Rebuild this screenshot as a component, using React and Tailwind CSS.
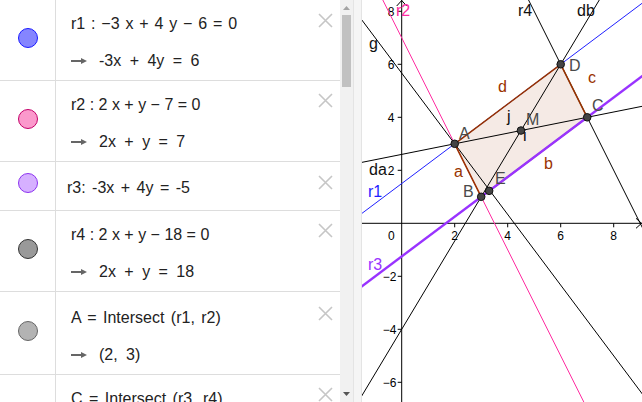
import React from 'react';

// world -> screen (page px) for the graphics view
const X = (x) => 401.7 + 26.5 * x;
const Y = (y) => 223.3 - 26.5 * y;

const P = { A: [2, 3], B: [3, 1], C: [7, 4], D: [6, 6], E: [3.3, 1.225], M: [4.5, 3.5] };

const ROWS = [
  { h: 'h-[81px]', circ: 'mt-[28px] border-[#1a1aff] bg-[#8585ff]', tp: 'pt-[14px] pl-[15px]', xm: 'mt-[13px]',
    l1: 'r1 : −3 x + 4 y − 6 = 0', l2: '-3x + 4y = 6', ws: '[word-spacing:1.4px]' },
  { h: 'h-[81px]', circ: 'mt-[28px] border-[#c4006a] bg-[#fb99cc]', tp: 'pt-[14px] pl-[15px]', xm: 'mt-[12px]',
    l1: 'r2 : 2 x + y − 7 = 0', l2: '2x + y = 7', ws: '[word-spacing:0px]' },
  { h: 'h-[49px]', circ: 'mt-[11px] border-[#8c33f0] bg-[#d6b0ff]', tp: 'pt-[16px] pl-[11px]', xm: 'mt-[13px]',
    l1: 'r3: -3x + 4y = -5', ws: '[word-spacing:2px]' },
  { h: 'h-[81px]', circ: 'mt-[28px] border-[#333333] bg-[#999999]', tp: 'pt-[14px] pl-[15px]', xm: 'mt-[12px]',
    l1: 'r4 : 2 x + y − 18 = 0', l2: '2x + y = 18', ws: '[word-spacing:0px]' },
  { h: 'h-[83px]', circ: 'mt-[29px] border-[#666666] bg-[#b3b3b3]', tp: 'pt-[16px] pl-[15px]', xm: 'mt-[14px]',
    l1: 'A = Intersect (r1, r2)', l2: '(2, 3)', ws: '[word-spacing:2px]' },
  { h: 'h-[81px]', circ: 'mt-[28px] border-[#666666] bg-[#b3b3b3]', tp: 'pt-[14px] pl-[15px]', xm: 'mt-[12px]',
    l1: 'C = Intersect (r3, r4)', ws: '[word-spacing:2px]' },
];

function CloseX({ className }) {
  return (
    <svg width="15" height="15" viewBox="0 0 15 15" className={className}>
      <path d="M1 1 L14 14 M14 1 L1 14" stroke="#c6c6c6" strokeWidth="1.6" />
    </svg>
  );
}

function Arrow() {
  return (
    <svg width="16" height="8" viewBox="0 0 16 8" className="mr-[12px]">
      <path d="M0 4 H12" stroke="#666" strokeWidth="2" />
      <path d="M10 1 L16 4 L10 7 Z" fill="#666" />
    </svg>
  );
}

function Row({ r }) {
  return (
    <div className={`flex shrink-0 border-b border-[#dddddd] ${r.h}`}>
      <div className="flex w-[56px] shrink-0 justify-center border-r border-[#dddddd]">
        <div className={`h-5 w-5 rounded-full border ${r.circ}`} />
      </div>
      <div className="flex flex-1">
        <div className={`flex-1 ${r.tp}`}>
          <div className={`h-5 whitespace-nowrap text-[16px] leading-5 ${r.ws}`}>{r.l1}</div>
          {r.l2 && (
            <div className="mt-[17px] flex h-5 items-center whitespace-nowrap text-[16px] leading-5 [word-spacing:4px]">
              <Arrow />
              <span>{r.l2}</span>
            </div>
          )}
        </div>
        <CloseX className={`mr-[7px] shrink-0 ${r.xm}`} />
      </div>
    </div>
  );
}

function InfLine({ p, q, stroke, w = 1 }) {
  const dx = q[0] - p[0], dy = q[1] - p[1], k = 30;
  return (
    <line x1={X(p[0] - k * dx)} y1={Y(p[1] - k * dy)} x2={X(p[0] + k * dx)} y2={Y(p[1] + k * dy)}
      stroke={stroke} strokeWidth={w} />
  );
}

function Seg({ p, q }) {
  return <line x1={X(p[0])} y1={Y(p[1])} x2={X(q[0])} y2={Y(q[1])} stroke="#993300" strokeWidth="1.5" />;
}

function Graphics() {
  const poly = [P.A, P.B, P.C, P.D].map(([x, y]) => `${X(x)},${Y(y)}`).join(' ');
  const lab = { fontSize: 16, fontFamily: '"Liberation Sans", Arial, sans-serif' };
  const ax = { fontSize: 12, fontFamily: '"Liberation Sans", Arial, sans-serif', fill: '#000' };
  return (
    <svg width="280" height="402" viewBox="362 0 280 402" className="block shrink-0">
      <rect x="362" y="0" width="280" height="402" fill="#fff" />
      {/* polygon fill */}
      <polygon points={poly} fill="rgba(153,51,0,0.1)" />

      {/* axes */}
      <line x1="362" y1={Y(0)} x2="642" y2={Y(0)} stroke="#000" strokeWidth="1" />
      <line x1={X(0)} y1="0" x2={X(0)} y2="402" stroke="#000" strokeWidth="1" />
      <path d={`M636 ${Y(0) - 5} L641.5 ${Y(0)} L636 ${Y(0) + 5}`} fill="none" stroke="#000" strokeWidth="1" />
      <path d={`M${X(0) - 5} 6 L${X(0)} 0.5 L${X(0) + 5} 6`} fill="none" stroke="#000" strokeWidth="1" />
      {[2, 4, 6, 8].map((n) => (
        <line key={'xt' + n} x1={X(n)} y1={Y(0)} x2={X(n)} y2={Y(0) + 4} stroke="#000" />
      ))}
      {[-6, -4, -2, 2, 4, 6, 8].map((n) => (
        <line key={'yt' + n} x1={X(0) - 4} y1={Y(n)} x2={X(0)} y2={Y(n)} stroke="#000" />
      ))}
      <text x="391.3" y="240" textAnchor="middle" {...ax}>0</text>
      {[2, 4, 6, 8].map((n) => (
        <text key={'xl' + n} x={X(n)} y="240" textAnchor="middle" {...ax}>{n}</text>
      ))}
      {[2, 4, 6, 8].map((n) => (
        <text key={'yl' + n} x="394.5" y={Y(n) + 4.2} textAnchor="end" {...ax}>{n}</text>
      ))}
      {[-2, -4, -6].map((n) => (
        <text key={'yn' + n} x="396.5" y={Y(n) + 4.2} textAnchor="end" {...ax}>{'−' + -n}</text>
      ))}

      {/* lines */}
      <InfLine p={P.A} q={[5, -1]} stroke="#000" />
      <InfLine p={P.C} q={P.D} stroke="#000" />
      <InfLine p={P.B} q={P.D} stroke="#000" />
      <InfLine p={P.A} q={P.C} stroke="#000" />
      <InfLine p={P.A} q={P.D} stroke="#1f1fff" />
      <InfLine p={P.A} q={P.B} stroke="#ff2aa0" />

      {/* polygon sides */}
      <Seg p={P.A} q={P.B} />
      <Seg p={P.B} q={P.C} />
      <Seg p={P.C} q={P.D} />
      <Seg p={P.D} q={P.A} />
      <InfLine p={P.B} q={P.C} stroke="#9933ff" w={2.4} />

      {/* points */}
      {Object.entries(P).map(([k, [x, y]]) => (
        <circle key={k} cx={X(x)} cy={Y(y)} r="3.8" fill="#444" stroke="#111" strokeWidth="1" />
      ))}

      {/* labels */}
      <g {...lab} fill="#ff2aa0"><text x="396" y="16">r2</text></g>
      <g {...lab} fill="#111">
        <text x="369" y="49">g</text>
        <text x="518" y="16">r4</text>
        <text x="577" y="16">db</text>
        <text x="369" y="175">da</text>
        <text x="507" y="122">j</text>
        <text x="523" y="141">i</text>
      </g>
      <g {...lab} fill="#1f1fff"><text x="368" y="197">r1</text></g>
      <g {...lab} fill="#9933ff"><text x="368" y="270">r3</text></g>
      <g {...lab} fill="#4a4a4a">
        <text x="459" y="139">A</text>
        <text x="569" y="71">D</text>
        <text x="592" y="111">C</text>
        <text x="526" y="125">M</text>
        <text x="495" y="184">E</text>
        <text x="463" y="197">B</text>
      </g>
      <g {...lab} fill="#993300">
        <text x="454" y="177">a</text>
        <text x="544" y="169">b</text>
        <text x="588" y="83">c</text>
        <text x="498" y="92">d</text>
      </g>
    </svg>
  );
}

export default function App() {
  return (
    <div className="flex h-[402px] w-[642px] overflow-hidden bg-white font-['Liberation_Sans',Arial,sans-serif] text-[#222]">
      <div className="flex h-full w-[340px] shrink-0 flex-col overflow-hidden">
        {ROWS.map((r, i) => <Row key={i} r={r} />)}
      </div>

      {/* scrollbar */}
      <div className="flex h-full w-[13px] shrink-0 flex-col bg-[#f1f1f1]">
        <div className="flex h-[15px] items-center justify-center">
          <svg width="7" height="4" viewBox="0 0 7 4"><path d="M0 4 L3.5 0 L7 4 Z" fill="#a3a3a3" /></svg>
        </div>
        <div className="ml-[2px] h-[72px] w-[9px] bg-[#c1c1c1]" />
        <div className="flex-1" />
        <div className="flex h-[16px] items-center justify-center">
          <svg width="7" height="4" viewBox="0 0 7 4"><path d="M0 0 L3.5 4 L7 0 Z" fill="#555" /></svg>
        </div>
      </div>

      {/* splitter */}
      <div className="h-full w-[9px] shrink-0 border-l border-r border-[#e4e4e4] bg-[#f5f5f5]" />

      <Graphics />
    </div>
  );
}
· · ·
The lines from the start of the data through the line that contains "const Y = (y) => 223.3 - 26.5 * y;" are to be returned exactly, please, with both ends included and every picture left out.

■ Solution below:
Rebuild this screenshot as a component, using React and Tailwind CSS.
import React from 'react';

// world -> screen (page px) for the graphics view
const X = (x) => 401.7 + 26.5 * x;
const Y = (y) => 223.3 - 26.5 * y;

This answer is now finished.